Sementara itu, keterbelakangan, baik secara mental, maupun ekonomi yang dialami bangsa Indonesia, akibat penjajahan maupun akibat kungkungan tradisi, menggugah kesadaran kaum terpelajar untuk memperjuangkan martabat bangsa ini, melalui jalan pendidikan dan organisasi. Gerakan yang muncul 1908 tersebut dikenal dengan Kebangkitan Nasional. Semangat kebangkitan memang terus menyebar ke mana-mana–setelah rakyat pribumi sadar terhadap penderitaan dan ketertinggalannya dengan bangsa lain, sebagai jawabannya,  muncullah berbagai organisai pendidikan dan pembebasan.
Ketika Raja Ibnu Saud hendak menerapkan asas tunggal yakni mazhab wahabi di Mekah, serta hendak menghancurkan semua peninggalan sejarah Islam maupun pra-Islam, yang selama ini banyak diziarahi karena dianggap bi’dah. Gagasan kaum wahabi tersebut mendapat sambutan hangat dari kaum modernis di Indonesia, baik kalangan Muhammadiyah di bawah pimpinan Ahmad Dahlan, maupun PSII di bahwah pimpinan H.O.S. Tjokroaminoto. Sebaliknya, kalangan pesantren yang selama ini membela keberagaman, menolak pembatasan bermadzhab dan penghancuran warisan peradaban tersebut.
Sikapnya yang berbeda, kalangan pesantren dikeluarkan dari anggota Kongres Al Islam di Yogyakarta 1925, akibatnya kalangan pesantren juga tidak dilibatkan sebagai delegasi dalam Mu’tamar ‘Alam Islami (Kongres Islam Internasional) di Mekah yang akan mengesahkan keputusan tersebut.
Didorong oleh minatnya yang gigih untuk menciptakan kebebsan bermadzhab serta peduli terhadap pelestarian warisan peradaban, maka kalangan pesantren terpaksa membuat delegasi sendiri yang dinamai dengan Komite Hejaz, yang diketuai oleh KH. Wahab Hasbullah.
Atas desakan kalangan pesantren yang terhimpun dalam Komite Hejaz, dan tantangan dari segala penjuru umat Islam di dunia, Raja Ibnu Saud mengurungkan niatnya.

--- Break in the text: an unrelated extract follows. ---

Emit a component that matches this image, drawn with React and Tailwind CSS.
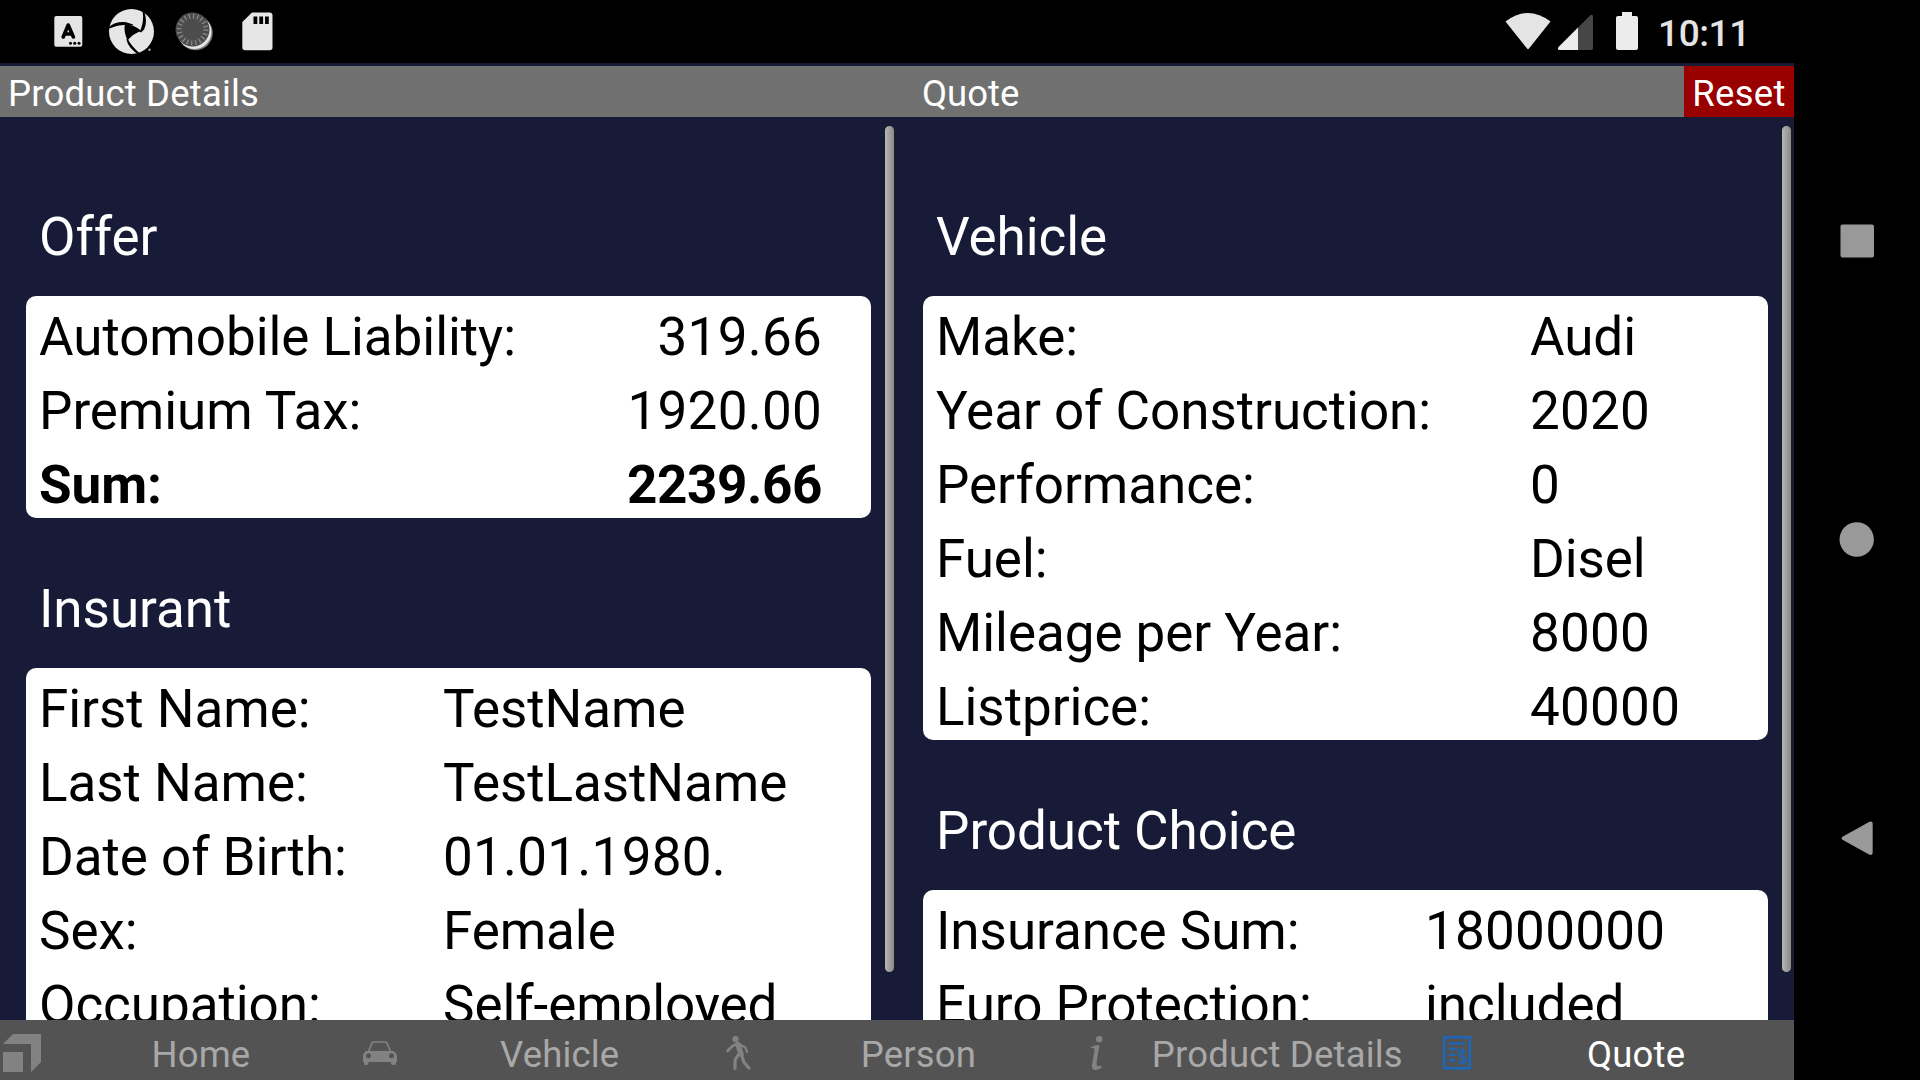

Hasilnya hingga saat ini di Mekah bebas dilaksanakan ibadah sesuai dengan madzhab mereka masing-masing. Itulah peran internasional kalangan pesantren pertama, yang berhasil memperjuangkan kebebasan bermadzhab dan berhasil menyelamatkan peninggalan sejarah serta peradaban yang sangat berharga.
Berangkat dari komite dan berbagai organisasi yang bersifat embrional dan ad hoc, maka setelah itu dirasa perlu untuk membentuk organisasi yang lebih mencakup dan lebih sistematis, untuk mengantisipasi perkembangan zaman. Maka setelah berkordinasi dengan berbagai kiai, akhirnya muncul kesepakatan untuk membentuk organisasi yang bernama Nahdlatul Ulama (Kebangkitan Ulama) pada 16 Rajab 1344 H (31 Januari 1926). Organisasi ini dipimpin oleh KH. Hasyim Asy’ari sebagi Rais Akbar.
Untuk menegaskan prisip dasar orgasnisai ini, maka KH. Hasyim Asy’ari merumuskan Kitab Qanun Asasi (prinsip dasar), kemudian juga merumuskan kitab I’tiqad Ahlussunnah Wal Jamaah. Kedua kitab tersebut kemudian diejawantahkan dalam Khittah NU , yang dijadikan dasar dan rujukan warga NU dalam berpikir dan bertindak dalam bidang sosial, keagamaan dan politik.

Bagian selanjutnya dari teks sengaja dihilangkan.